GEORG IGGERS came to the United States from Germany in 1938. After graduation for the University of Richmond (B.A.) and the University of Chicago (Ph.D.), he taught at Philander Smith College in Little Rock (1950-57), Dillard University (1957-63), and Roosevelt University (1963-65). He is Distinguished Professor of History at the State University of New York at Buffalo. Mr. Iggers is a frequent contributor to professional journals both here and abroad. His previous books are The German Conception of History: The National Tradition of Historical Thought from Herder to the Present (Wesleyan University Press, 1968), which has been published in both German and Polish editions; The Cult of Authority: The Political Philosophy of the Saint-Simonians (Nijhoff, 1970); and editions of the writings of Saint-Simon and Ranke.

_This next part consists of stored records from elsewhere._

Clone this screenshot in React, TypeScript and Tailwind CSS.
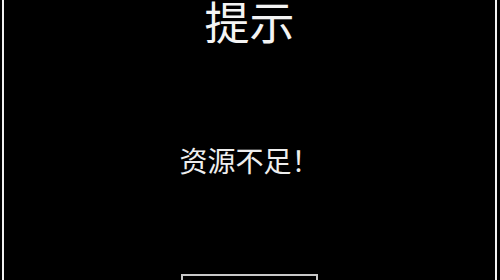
export default function App() {
  return (
    <div className="w-[500px] h-[280px] bg-black overflow-hidden" style={{ fontFamily: '"Noto Sans CJK SC", "Noto Sans", sans-serif' }}>
      <div className="ml-[2px] w-[495px] h-full border-x-2 border-[#f2f2f2] flex flex-col items-center">
        <div className="text-[45px] leading-[41px] text-[#f4f4f4]">提示</div>
        <div className="mt-[105px] text-[28px] leading-none text-[#eeeeee]">资源不足！</div>
        <div className="mt-[100px] w-[137px] h-[40px] shrink-0 border-2 border-[#c8c8c8]"></div>
      </div>
    </div>
  );
}
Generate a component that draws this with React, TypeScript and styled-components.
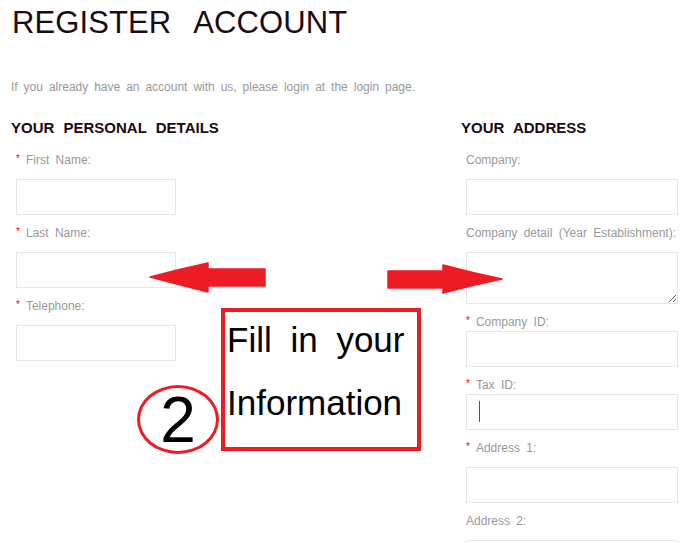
import React from "react";
import styled, { createGlobalStyle } from "styled-components";

const red = "#ed1c24";

const GlobalStyle = createGlobalStyle`
  html, body {
    margin: 0;
    padding: 0;
    background: #ffffff;
  }
  body {
    font-family: "Liberation Sans", Arial, sans-serif;
  }
`;

const Page = styled.div`
  position: relative;
  width: 692px;
  height: 543px;
  overflow: hidden;
  padding-left: 11px;
  box-sizing: border-box;
`;

const Title = styled.h1`
  margin: 0;
  padding-top: 5px;
  padding-left: 1px;
  font-size: 31px;
  line-height: 36px;
  font-weight: normal;
  word-spacing: 15px;
  letter-spacing: 0.1px;
  color: #1c0a14;
`;

const Intro = styled.p`
  margin: 37px 0 0;
  font-size: 12px;
  line-height: 18px;
  word-spacing: 2.6px;
  color: #999999;
`;

const Columns = styled.div`
  display: flex;
  margin-top: 22px;
`;

const Column = styled.div<{ width: number }>`
  width: ${(p) => p.width}px;
  display: flex;
  flex-direction: column;
`;

const SectionTitle = styled.h2`
  margin: 0 0 12px;
  font-size: 15px;
  line-height: 20px;
  font-weight: bold;
  word-spacing: 5px;
  color: #1c0a14;
`;

const Field = styled.div`
  display: flex;
  flex-direction: column;
  padding-left: 5px;
  margin-bottom: 8px;
`;

const Label = styled.label<{ tight?: boolean }>`
  display: flex;
  align-items: center;
  height: 20px;
  margin-bottom: ${(p) => (p.tight ? -1 : 9)}px;
  font-size: 12px;
  word-spacing: 3px;
  color: #999999;
`;

const Star = styled.span`
  color: #ff0000;
  font-size: 10px;
  margin-right: 6px;
  position: relative;
  top: -2px;
`;

const InputWrap = styled.div`
  position: relative;
`;

const TextInput = styled.input<{ w: number }>`
  display: block;
  box-sizing: border-box;
  width: ${(p) => p.w}px;
  height: 36px;
  margin: 0;
  border: 1px solid #e6e6e6;
  background: #ffffff;
  outline: none;
`;

const TextArea = styled.textarea<{ w: number }>`
  display: block;
  box-sizing: border-box;
  width: ${(p) => p.w}px;
  height: 52px;
  margin: 0;
  border: 1px solid #e6e6e6;
  background: #ffffff;
  outline: none;
`;

const Caret = styled.span`
  position: absolute;
  left: 13px;
  top: 7px;
  width: 1px;
  height: 21px;
  background: #555555;
`;

const Arrow = styled.svg<{ x: number; y: number }>`
  position: absolute;
  left: ${(p) => p.x}px;
  top: ${(p) => p.y}px;
  overflow: visible;
`;

const Callout = styled.div`
  position: absolute;
  left: 221px;
  top: 308px;
  width: 200px;
  height: 143px;
  box-sizing: border-box;
  border: 4px solid ${red};
  padding-left: 2px;
  background: #ffffff;
`;

const CalloutLine = styled.div`
  font-size: 35px;
  line-height: 63px;
  color: #000000;
  word-spacing: 9px;
  white-space: nowrap;
  &:first-child {
    margin-top: -4px;
  }
`;

const StepBadge = styled.div`
  position: absolute;
  left: 137px;
  top: 385px;
  width: 82px;
  height: 69px;
  box-sizing: border-box;
  border: 3px solid ${red};
  border-radius: 50%;
  display: flex;
  align-items: center;
  justify-content: center;
  font-size: 64px;
  line-height: 1;
  color: #000000;
`;

type FieldDef = {
  label: string;
  required?: boolean;
  tight?: boolean;
  area?: boolean;
  caret?: boolean;
};

const personal: FieldDef[] = [
  { label: "First Name:", required: true },
  { label: "Last Name:", required: true },
  { label: "Telephone:", required: true },
];

const address: FieldDef[] = [
  { label: "Company:" },
  { label: "Company detail (Year Establishment):", area: true },
  { label: "Company ID:", required: true, tight: true },
  { label: "Tax ID:", required: true, tight: true, caret: true },
  { label: "Address 1:", required: true },
  { label: "Address 2:" },
];

const FormField: React.FC<{ def: FieldDef; w: number }> = ({ def, w }) => (
  <Field>
    <Label tight={def.tight}>
      {def.required && <Star>*</Star>}
      {def.label}
    </Label>
    <InputWrap>
      {def.area ? <TextArea w={w} /> : <TextInput w={w} readOnly />}
      {def.caret && <Caret />}
    </InputWrap>
  </Field>
);

export default function App() {
  return (
    <>
      <GlobalStyle />
      <Page>
        <Title>REGISTER ACCOUNT</Title>
        <Intro>If you already have an account with us, please login at the login page.</Intro>
        <Columns>
          <Column width={450}>
            <SectionTitle>YOUR PERSONAL DETAILS</SectionTitle>
            {personal.map((f) => (
              <FormField key={f.label} def={f} w={160} />
            ))}
          </Column>
          <Column width={231}>
            <SectionTitle>YOUR ADDRESS</SectionTitle>
            {address.map((f) => (
              <FormField key={f.label} def={f} w={212} />
            ))}
          </Column>
        </Columns>

        {/* annotation layer drawn over the form */}
        <Arrow x={150} y={263} width={116} height={30} viewBox="0 0 116 30">
          <path
            d="M0,14 Q30,6 58,0 L58,6 L115,6 L115,23 L58,23 L58,29 Q30,22 0,14 Z"
            fill={red}
            stroke={red}
            strokeWidth={1.5}
            strokeLinejoin="round"
          />
        </Arrow>
        <Arrow x={388} y={265} width={115} height={29} viewBox="0 0 115 29">
          <path
            d="M0,6 L55,6 L55,0 Q85,8 114,14 Q85,20 55,28 L55,23 L0,23 Z"
            fill={red}
            stroke={red}
            strokeWidth={1.5}
            strokeLinejoin="round"
          />
        </Arrow>

        <Callout>
          <CalloutLine>Fill in your</CalloutLine>
          <CalloutLine>Information</CalloutLine>
        </Callout>
        <StepBadge>2</StepBadge>
      </Page>
    </>
  );
}
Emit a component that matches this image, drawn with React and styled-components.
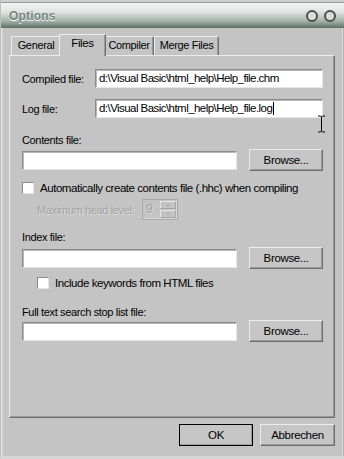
import React from 'react';
import styled, {createGlobalStyle} from 'styled-components';

const Global = createGlobalStyle`
  html, body {
    margin: 0;
    padding: 0;
    background: #c4c4c4;
  }
  * {
    box-sizing: border-box;
  }
`;

const Window = styled.div`
  width: 344px;
  height: 459px;
  display: flex;
  flex-direction: column;
  background: #c4c4c4;
  font-family: "Liberation Sans", Arial, sans-serif;
  font-size: 11px;
  letter-spacing: -0.35px;
  color: #000;
  border-left: 1px solid #bdbdbd;
  box-shadow: inset 1px 0 0 #e4e4e4, inset 2px 0 0 #d0d0d0, inset -1px 0 0 #b0b0b0, inset -2px 0 0 #e0e0e0;
  border-bottom: 3px solid #d6d6d6;
  overflow: hidden;
  position: relative;
`;

const TopStrip = styled.div`
  height: 3px;
  background: #cfcfcf;
  border-bottom: 1px solid #9a9a9a;
`;

const TitleBar = styled.div`
  height: 25px;
  display: flex;
  align-items: center;
  padding: 0 8px 0 8px;
  background: linear-gradient(to bottom, #f4f6f5 0%, #dfe4e2 35%, #a9b6b0 70%, #5d7168 100%);
`;

const Title = styled.div`
  font-weight: bold;
  font-size: 12px;
  letter-spacing: 0.2px;
  color: #76847e;
  text-shadow: 0 1px 0 #ffffff;
  flex: 1;
`;

const Knob = styled.div`
  width: 12px;
  height: 12px;
  border-radius: 50%;
  border: 2.5px solid #4a4f4d;
  background: #d9dcdb;
  margin-left: 6px;
  margin-top: 1px;
`;

const Body = styled.div`
  flex: 1;
  display: flex;
  flex-direction: column;
  padding: 7px 9px 0 8px;
`;

const TabStrip = styled.div`
  display: flex;
  align-items: flex-end;
  height: 20px;
  padding-left: 2px;
  position: relative;
  z-index: 1;
`;

const Tab = styled.div`
  height: ${p => (p.$active ? '22px' : '19px')};
  width: ${p => p.$w}px;
  margin: ${p => (p.$active ? '0 -2px -1px -2px' : '0')};
  padding-top: 2px;
  text-align: center;
  background: #c4c4c4;
  border-top: 1px solid #ececec;
  border-left: 1px solid #ececec;
  border-right: 1px solid #6e6e6e;
  box-shadow: inset -1px 0 0 #9a9a9a;
  font-size: ${p => (p.$active ? '11.5px' : '11px')};
  position: relative;
  z-index: ${p => (p.$active ? 2 : 1)};
`;

const Panel = styled.div`
  height: 363px;
  border-top: 1px solid #ececec;
  border-left: 1px solid #ececec;
  border-right: 1px solid #6e6e6e;
  border-bottom: 1px solid #6e6e6e;
  box-shadow: inset -1px -1px 0 #9a9a9a;
  padding: 13px 11px 0 12px;
  display: flex;
  flex-direction: column;
`;

const FieldRow = styled.div`
  display: flex;
  align-items: center;
  height: 18px;
  margin-top: ${p => p.$mt || 0}px;
`;

const Label = styled.div`
  width: 73px;
  flex: none;
  padding-top: 2px;
`;

const Caption = styled.div`
  height: 14px;
  line-height: 14px;
  margin-top: ${p => p.$mt || 0}px;
`;

const TextBox = styled.div`
  flex: ${p => (p.$w ? 'none' : 1)};
  width: ${p => (p.$w ? `${p.$w}px` : 'auto')};
  height: ${p => p.$h || 19}px;
  background: #fff;
  border-top: 1px solid #8a8a8a;
  border-left: 1px solid #8a8a8a;
  border-right: 1px solid #e6e6e6;
  border-bottom: 1px solid #e6e6e6;
  box-shadow: inset 1px 1px 0 #b8b8b8;
  padding: 1px 3px 0 3px;
  line-height: 15px;
  font-size: 11.5px;
  letter-spacing: -0.55px;
  white-space: nowrap;
  display: flex;
  align-items: center;
`;

const Caret = styled.span`
  display: inline-block;
  width: 1px;
  height: 13px;
  background: #000;
  margin-left: 1px;
`;

const BrowseRow = styled.div`
  display: flex;
  align-items: center;
  gap: 12px;
  height: 22px;
  margin-top: ${p => p.$mt || 0}px;
`;

const Button = styled.div`
  width: ${p => p.$w || 74}px;
  height: 22px;
  flex: none;
  display: flex;
  align-items: center;
  justify-content: center;
  background: #c6c6c6;
  font-size: 11.5px;
  border-top: 1px solid #ececec;
  border-left: 1px solid #ececec;
  border-right: 1px solid ${p => (p.$default ? '#000' : '#6e6e6e')};
  border-bottom: 1px solid ${p => (p.$default ? '#000' : '#6e6e6e')};
  outline: ${p => (p.$default ? '1px solid #000' : 'none')};
  outline-offset: -1px;
  box-shadow: inset -1px -1px 0 #9a9a9a;
`;

const CheckRow = styled.div`
  display: flex;
  align-items: center;
  height: 13px;
  margin-top: ${p => p.$mt || 0}px;
  padding-left: ${p => p.$indent || 0}px;
  gap: 6px;
  font-size: 11.5px;
  letter-spacing: -0.45px;
`;

const Box = styled.div`
  width: 12px;
  height: 12px;
  flex: none;
  background: #fff;
  border-top: 1px solid #8a8a8a;
  border-left: 1px solid #8a8a8a;
  border-right: 1px solid #e6e6e6;
  border-bottom: 1px solid #e6e6e6;
`;

const SpinRow = styled.div`
  display: flex;
  align-items: center;
  height: 21px;
  margin-top: ${p => p.$mt || 0}px;
  padding-left: 15px;
  color: #a3a3a3;
  text-shadow: 1px 1px 0 #dcdcdc;
`;

const SpinLabel = styled.div`
  width: 105px;
`;

const Spinner = styled.div`
  width: 36px;
  height: 21px;
  display: flex;
  border: 1px solid #a8a8a8;
  box-shadow: inset -1px -1px 0 #dadada;
`;

const SpinValue = styled.div`
  flex: 1;
  padding-left: 3px;
  line-height: 19px;
  font-size: 12px;
`;

const SpinButtons = styled.div`
  width: 17px;
  display: flex;
  flex-direction: column;
  padding: 1px 1px 1px 0;
  gap: 1px;
`;

const SpinBtn = styled.div`
  flex: 1;
  border-top: 1px solid #e4e4e4;
  border-left: 1px solid #e4e4e4;
  border-right: 1px solid #a4a4a4;
  border-bottom: 1px solid #a4a4a4;
  display: flex;
  align-items: center;
  justify-content: center;
  &::after {
    content: '';
    width: 0;
    height: 0;
    border-left: 2px solid transparent;
    border-right: 2px solid transparent;
    ${p => (p.$down ? 'border-top: 2px solid #a8a8a8;' : 'border-bottom: 2px solid #a8a8a8;')}
  }
`;

const Footer = styled.div`
  display: flex;
  justify-content: flex-end;
  gap: 7px;
  padding-top: 6px;
`;

const Cursor = styled.svg`
  position: absolute;
  left: 316px;
  top: 115px;
`;

const Browse = ({mt}) => (
    <BrowseRow $mt={mt}>
        <TextBox $w={215}/>
        <Button>Browse...</Button>
    </BrowseRow>
);

const App = () => {
    return (
        <>
            <Global/>
            <Window>
                <TopStrip/>
                <TitleBar>
                    <Title>Options</Title>
                    <Knob/>
                    <Knob/>
                </TitleBar>
                <Body>
                    <TabStrip>
                        <Tab $w={50}>General</Tab>
                        <Tab $w={47} $active>Files</Tab>
                        <Tab $w={50}>Compiler</Tab>
                        <Tab $w={65}>Merge Files</Tab>
                    </TabStrip>
                    <Panel>
                        <FieldRow>
                            <Label>Compiled file:</Label>
                            <TextBox>d:\Visual Basic\html_help\Help_file.chm</TextBox>
                        </FieldRow>
                        <FieldRow $mt={12}>
                            <Label>Log file:</Label>
                            <TextBox>d:\Visual Basic\html_help\Help_file.log<Caret/></TextBox>
                        </FieldRow>
                        <Caption $mt={16}>Contents file:</Caption>
                        <Browse mt={2}/>
                        <CheckRow $mt={10}>
                            <Box/>
                            <span>Automatically create contents file (.hhc) when compiling</span>
                        </CheckRow>
                        <SpinRow $mt={5}>
                            <SpinLabel>Maximum head level:</SpinLabel>
                            <Spinner>
                                <SpinValue>9</SpinValue>
                                <SpinButtons>
                                    <SpinBtn/>
                                    <SpinBtn $down/>
                                </SpinButtons>
                            </Spinner>
                        </SpinRow>
                        <Caption $mt={10}>Index file:</Caption>
                        <Browse mt={3}/>
                        <CheckRow $mt={7} $indent={15}>
                            <Box/>
                            <span>Include keywords from HTML files</span>
                        </CheckRow>
                        <Caption $mt={16}>Full text search stop list file:</Caption>
                        <Browse mt={1}/>
                    </Panel>
                    <Footer>
                        <Button $w={74} $default>OK</Button>
                        <Button $w={75}>Abbrechen</Button>
                    </Footer>
                </Body>
                <Cursor width="9" height="18" viewBox="0 0 9 18">
                    <path d="M1 1h2.5l1 1 1-1H8M4.5 2v14M1 17h2.5l1-1 1 1H8" stroke="#000" strokeWidth="1" fill="none"/>
                </Cursor>
            </Window>
        </>
    );
};

export default App;
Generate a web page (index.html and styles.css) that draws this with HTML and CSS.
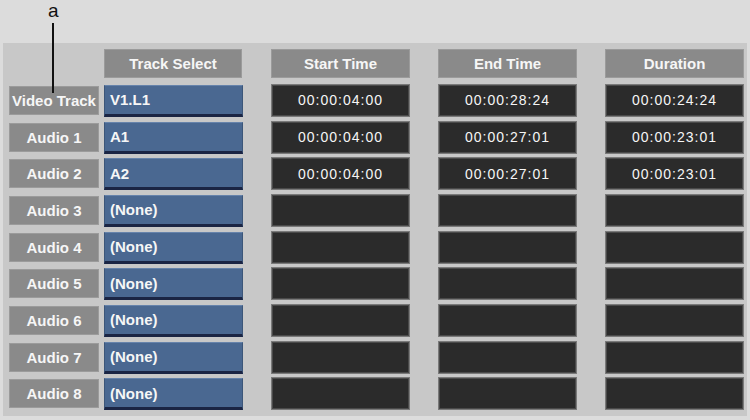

In four impressively researched essays Georg Iggers recounts the transformation of historical studies in Europe during the twentieth century, with particular emphasis on the historiography of the past fifteen years. Although the book does survey a broad area of contemporary historical thought, it is primarily a careful analytical examination of the methodological and theoretical reorientation of certain influential European historians.
The first essay discusses the emergence at German Universities during the eighteenth and nineteenth centuries of the concept of history as a scientific discipline, distinct from the classical tradition of literary history, and the later broad acceptance of this mode of Enquiry in the Western world. Against this background Mr. Iggers then considers the challenge to this mode of the political, social, and intellectual upheavals of the twentieth century, especially after World War II.
The three essays following examine important attempts to develop alternate paradigms for historical study: the French historians of the Annales tradition; the German political historians of the 1960s; the various Marxist historians of France, Poland, East Germany, and Great Britain.
In despite of the frequent insistence by philosophers and theorists of history that history is not a science in contemporary terms, historians themselves have striven in recent years to strengthen the quantitative aspects of historical study, moving away from traditional patterns of writing and adopting methods and concepts from the systematic social sciences. Mr. Iggers' book is an excellent introduction to these contemporary changes in historiography, and in its comparative analyses itself makes a contribution to historical studies.